Following the entry into force of the Pledge Law, the Law on Business Pledges will be abolished. A business pledge that has been validly created and perfected before such entry into force remains valid and enforceable, but it will lose its rank unless it has been registered in the Pledge Register within 1-year after the Pledge Law enters into force. This registration can be made in the same way as a new pledge registration, although it is not yet certain which costs, if any, will apply. Existing business pledge mandates will still allow establishing pledges that will be subject to the new rules introduced by the Pledge Law.

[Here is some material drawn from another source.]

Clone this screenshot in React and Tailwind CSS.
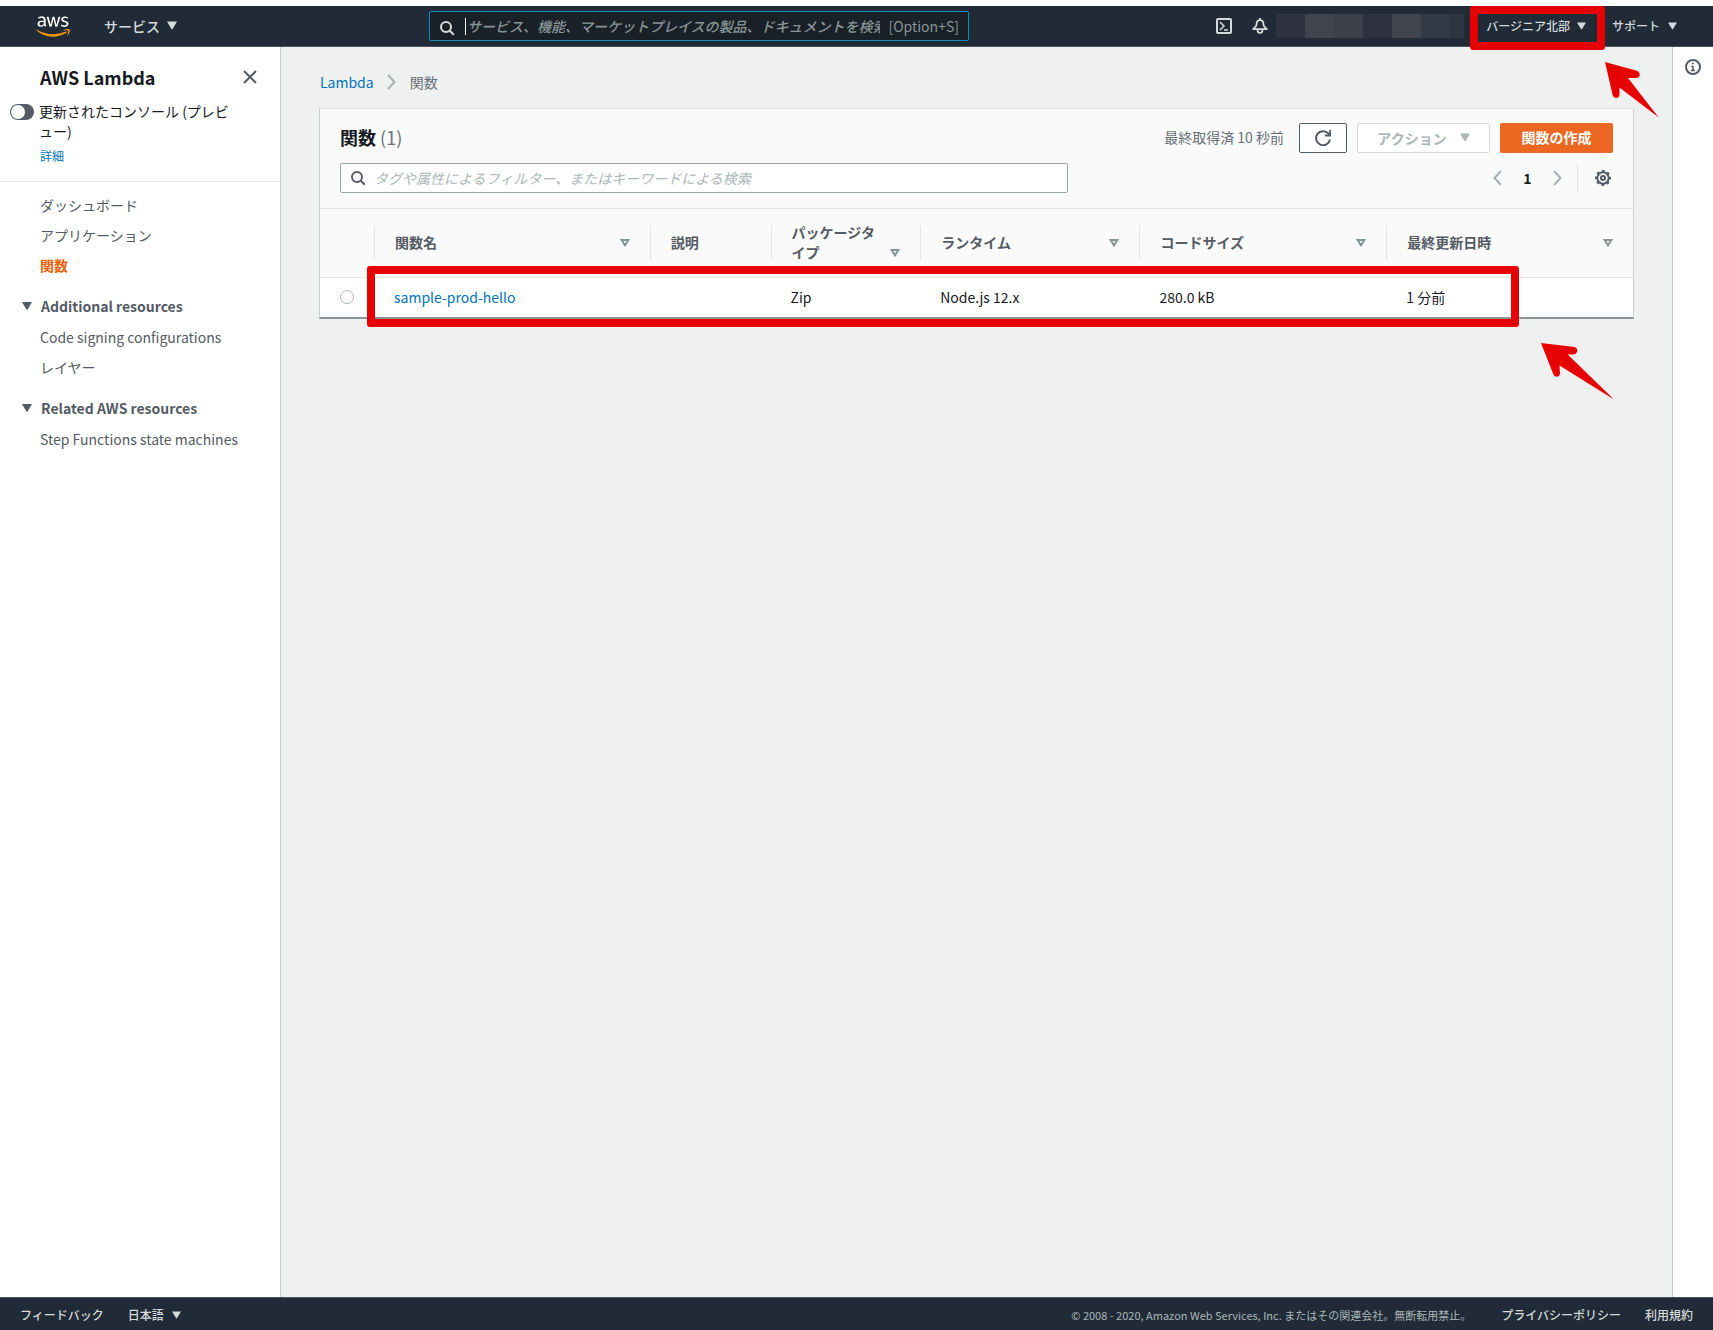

Entry into Force – 1 January 2017 at the Latest


The Pledge Law’s entry into force will be determined by the Royal Decree that will also regulate the Pledge Register’s operation. The Pledge Law will not only apply to pledge agreements entered into on or after such entry into force, but also, unless there is already a situation of concursus creditorum, to the pledge agreements entered into before such a date.

 

Given the delays in setting up the Pledge Register, the Belgian Parliament has changed the deadline for the entry into force of the pledge Law. Following the law of 26 November 2014, the Pledge Law will enter into force at the latest on 1 January 2017. This delay is unfortunate, as the Pledge Law would significantly improve the regime on creating security interests over movable assets in Belgium. The possibility of perfecting a pledge without transferring possession may give borrowers in Belgium the opportunity to obtain better financing by pledging certain assets that are difficult to pledge under the current pledge regime. The success of the new Pledge Law will mainly depend on the costs associated with the registration of a pledge under the new regime.